While Schnellenberger has improved what had been a woeful defense and running game, it's the passing attack that makes any Schnellenberger team go. At Louisville, the heir to the Jim Kelly-Bernie Kosar-Vinnie Testaverde tradition that Schnellenberger established at Miami is senior Jay Gruden, who already holds almost all the passing records at Unitas U.
Against Virginia, which only the week before had battled powerful Clem-son to a standstill before losing 10-7, Gruden had 26 completions in 45 attempts, for 268 yards and three TDs. He also directed a 60-second, 42-yard scoring drive that culminated in Ron Bell's game-winning field goal from 39 yards with 10 seconds remaining.

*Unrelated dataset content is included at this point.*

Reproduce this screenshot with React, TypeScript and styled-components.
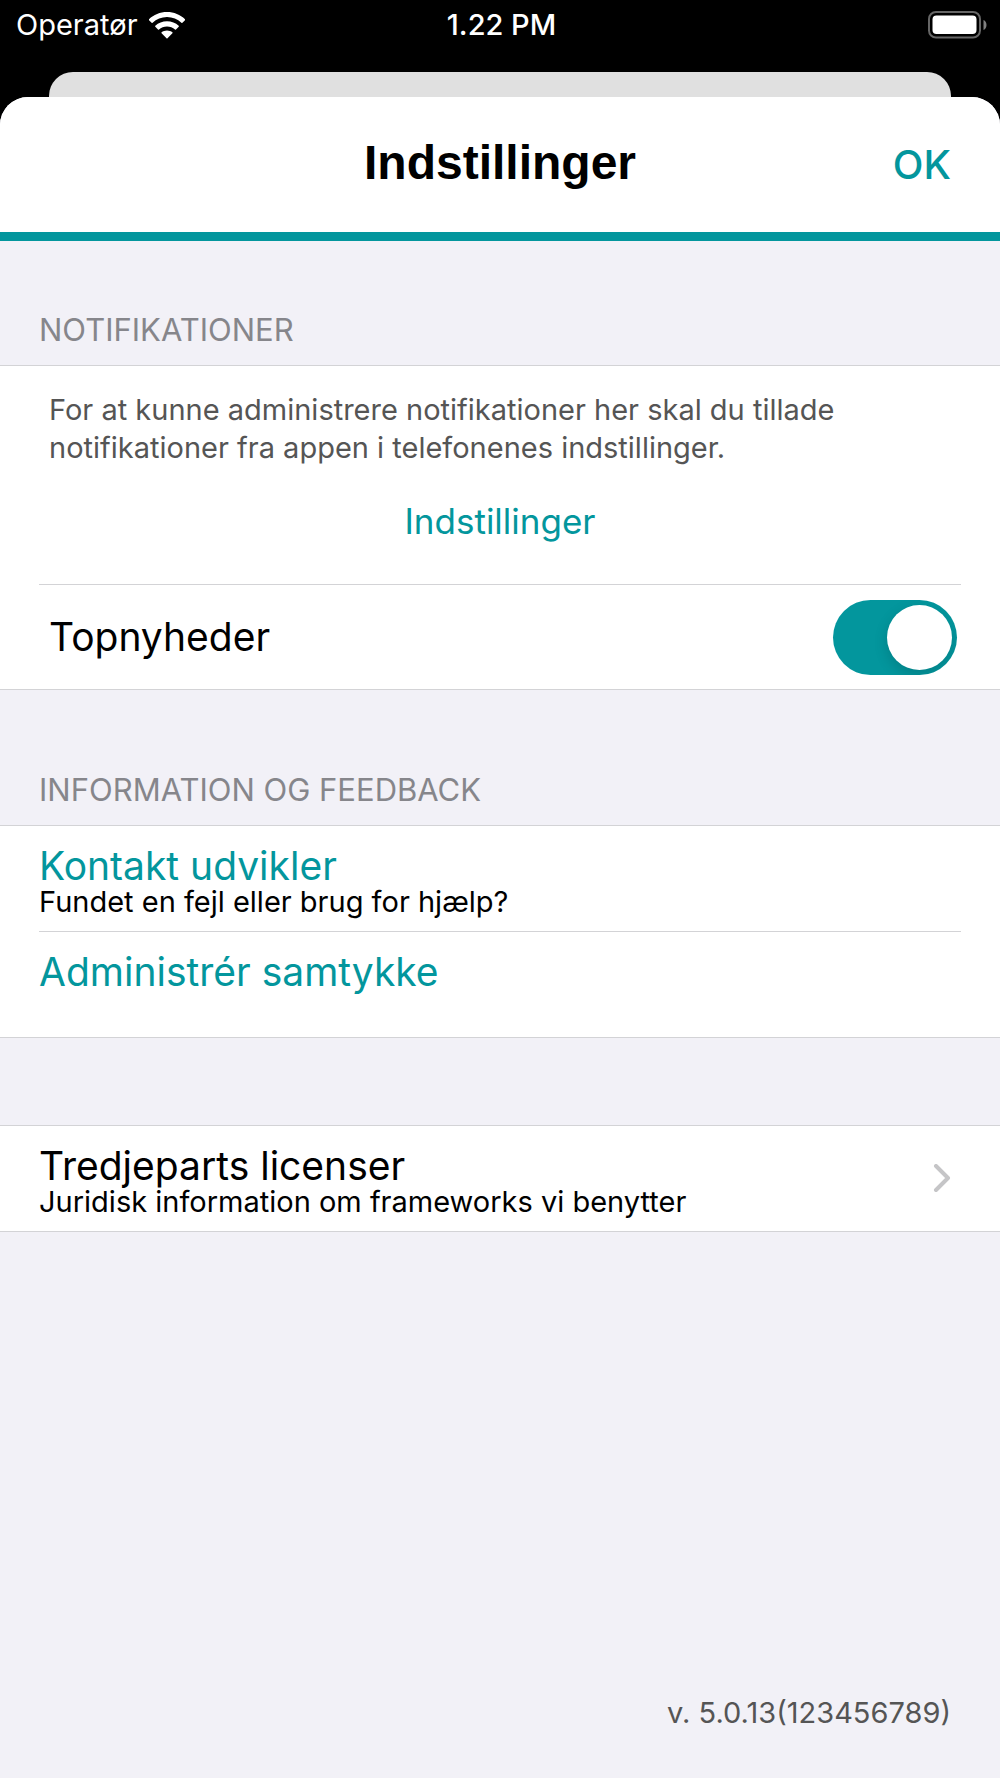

Eric Metcalf had 149 total yards, but Texas fell three points short against Arkansas.
James Joseph's 73-yard TD run zapped the Zips.
PLAYERS OF THE WEEK
OFFENSE: Utah quarterback Scott Mitchell, a sophomore, completed 36 of 60 passes for five touchdowns and a WAC-record 620 yards and fell only one yard short of the NCAA's single-game passing yardage mark, as the Utes lost to Air Force 56-49.
DEFENSE: Andre Thomas, a senior free safety at Georgia Tech, intercepted two passes, returning one 51 yards for a TD, and made nine tackles as the Yellow Jackets upset South Carolina 34-0 to end a 15-game losing streak against Division I-A teams.
SPECIAL TEAMS: Chris Jacke of UTEP, a sophomore placekicker, booted four field goals, of 47, 48, 26 and 27 yards, making him 14 of 15 for the season, and two extra points as the upstart Miners ran their record to 6-1 with a 34-14 victory over Colorado State.